O que falta não é capital estrangeiro, mas capital produtivo, ancorado em projetos de engenharia econômica, ambiental e socialmente sustentáveis.
TESE DE INVESTIMENTO PRODUTIVO
A tese é clara: o Brasil não carece de crédito, carece de coordenação.
As linhas do Banco Central e do BNDES não são esmolas fiscais, mas instrumentos de soberania econômica.
Elas existem para transformar o chão em ativo, o passivo em planta produtiva, e o desemprego em oportunidade.
O investidor que compreender essa lógica — que combine recursos próprios e crédito institucional — estará não apenas multiplicando seu capital, mas participando da reconstrução produtiva do país.
Crédito, quando bem estruturado, é o nome técnico da esperança e do bom uso do dinheiro, haja vista, um produto nobre, caro, raro, de difícil acesso e compreensão sobre seu uso, mais etérea ainda.
GAÚCHOS DE PÉ
O Rio Grande do Sul está de pé, ainda que ferido.
Depois das enchentes que arrasaram cidades, pastos e lavouras, é hora de reconstruir com base naquilo que o estado tem de mais sólido: sua gente, seu trabalho e seus trilhos.
O renascimento do Pampa começa com o crédito, mas floresce com o propósito.
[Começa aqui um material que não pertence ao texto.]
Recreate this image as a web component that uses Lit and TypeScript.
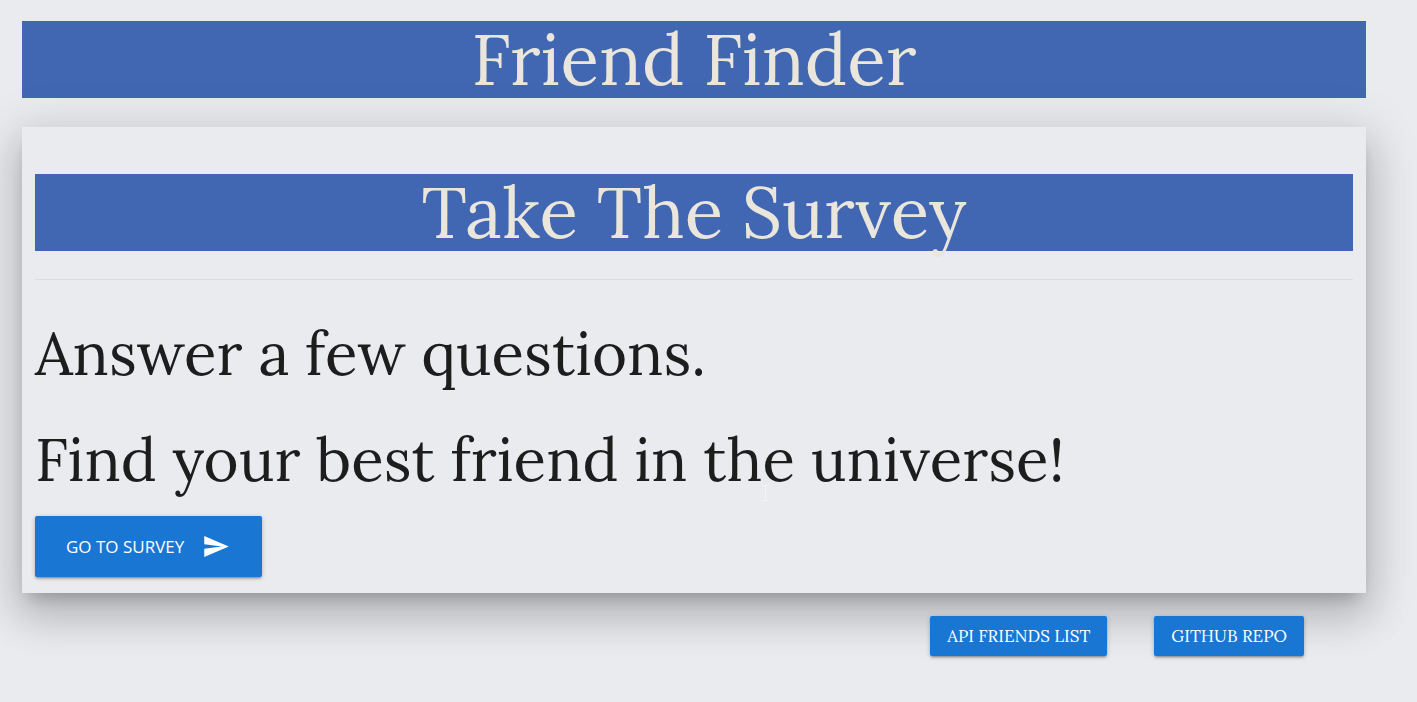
import { LitElement, html, css } from "lit";
import { customElement } from "lit/decorators.js";

@customElement("app-root")
export class AppRoot extends LitElement {
  static styles = css`
    :host {
      display: block;
      box-sizing: border-box;
      min-height: 100vh;
      padding: 21px 51px 46px 22px;
      overflow: hidden;
      background: #e9ebee;
      color: #1d1d1d;
      font-family: Lora, "Liberation Serif", serif;
    }
    .banner {
      margin: 0;
      background: #4267b2;
      color: #ebe6dc;
      font-size: 71px;
      font-weight: 400;
      line-height: 77px;
      text-align: center;
    }
    .panel {
      position: relative;
      margin-top: 29px;
      padding: 47px 13px 16px;
      background: #e9ebee;
      box-shadow: 0 24px 38px 3px rgba(0, 0, 0, 0.14), 0 9px 46px 8px rgba(0, 0, 0, 0.12),
        0 11px 15px -7px rgba(0, 0, 0, 0.2);
    }
    .rule {
      height: 1px;
      margin: 28px 0 35px;
      border: 0;
      background: #dcdee1;
    }
    .lead {
      margin: 0 0 30px;
      font-size: 60px;
      font-weight: 400;
      line-height: 76px;
    }
    .lead.last {
      margin-bottom: 19px;
    }
    .caret {
      position: absolute;
      left: 740px;
      top: 358px;
    }
    button {
      display: inline-flex;
      align-items: center;
      border: 0;
      border-radius: 2px;
      background: #1976d2;
      color: #fff;
      cursor: pointer;
      box-shadow: 0 2px 2px 0 rgba(0, 0, 0, 0.14), 0 3px 1px -2px rgba(0, 0, 0, 0.12),
        0 1px 5px 0 rgba(0, 0, 0, 0.2);
    }
    .go {
      gap: 20px;
      height: 61px;
      padding: 0 33px 0 31px;
      font: 17px "Open Sans", sans-serif;
    }
    .small {
      height: 40px;
      padding: 0 17px;
      font: 17px Lora, "Liberation Serif", serif;
    }
    .links {
      position: relative;
      display: flex;
      justify-content: flex-end;
      gap: 47px;
      margin-top: 23px;
      padding-right: 62px;
    }
  `;

  render() {
    return html`
      <h1 class="banner">Friend Finder</h1>
      <main class="panel">
        <h2 class="banner">Take The Survey</h2>
        <hr class="rule" />
        <h3 class="lead">Answer a few questions.</h3>
        <h3 class="lead last">Find your best friend in the universe!</h3>
        <button class="go" type="button">
          GO TO SURVEY
          <svg width="25" height="21" viewBox="2 3 21 18" fill="currentColor" aria-hidden="true">
            <path d="M2.01 21L23 12 2.01 3 2 10l15 2-15 2z" />
          </svg>
        </button>
        <svg class="caret" width="7" height="16" viewBox="0 0 7 16" fill="none" stroke="#f3f4f5" aria-hidden="true">
          <path d="M0 .5h3M4 .5h3M3.500 1v14M0 15.500h3M4 15.500h3" />
        </svg>
      </main>
      <footer class="links">
        <button class="small" type="button">API FRIENDS LIST</button>
        <button class="small" type="button">GITHUB REPO</button>
      </footer>
    `;
  }
}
Entre o solo e o futuro, há uma malha férrea pronta para conduzir o Brasil de volta à produção — e um conjunto de linhas de crédito esperando por quem tenha a coragem de embarcar.
ENTRE O CAPITAL E O CHÃO
Dias atrás, transitando pelas avenidas de São Paulo — Faria Lima, JK, Paulista —, o contraste me saltou aos olhos.
Edifícios impecáveis, fachadas de vidro refletindo um país que produz menos do que poderia e especula mais do que precisa.
Ali dentro, circulam bilhões, mas há pouca noção de que essa energia financeira, se redirecionada ao investimento produtivo, poderia transformar não apenas planilhas, mas destinos.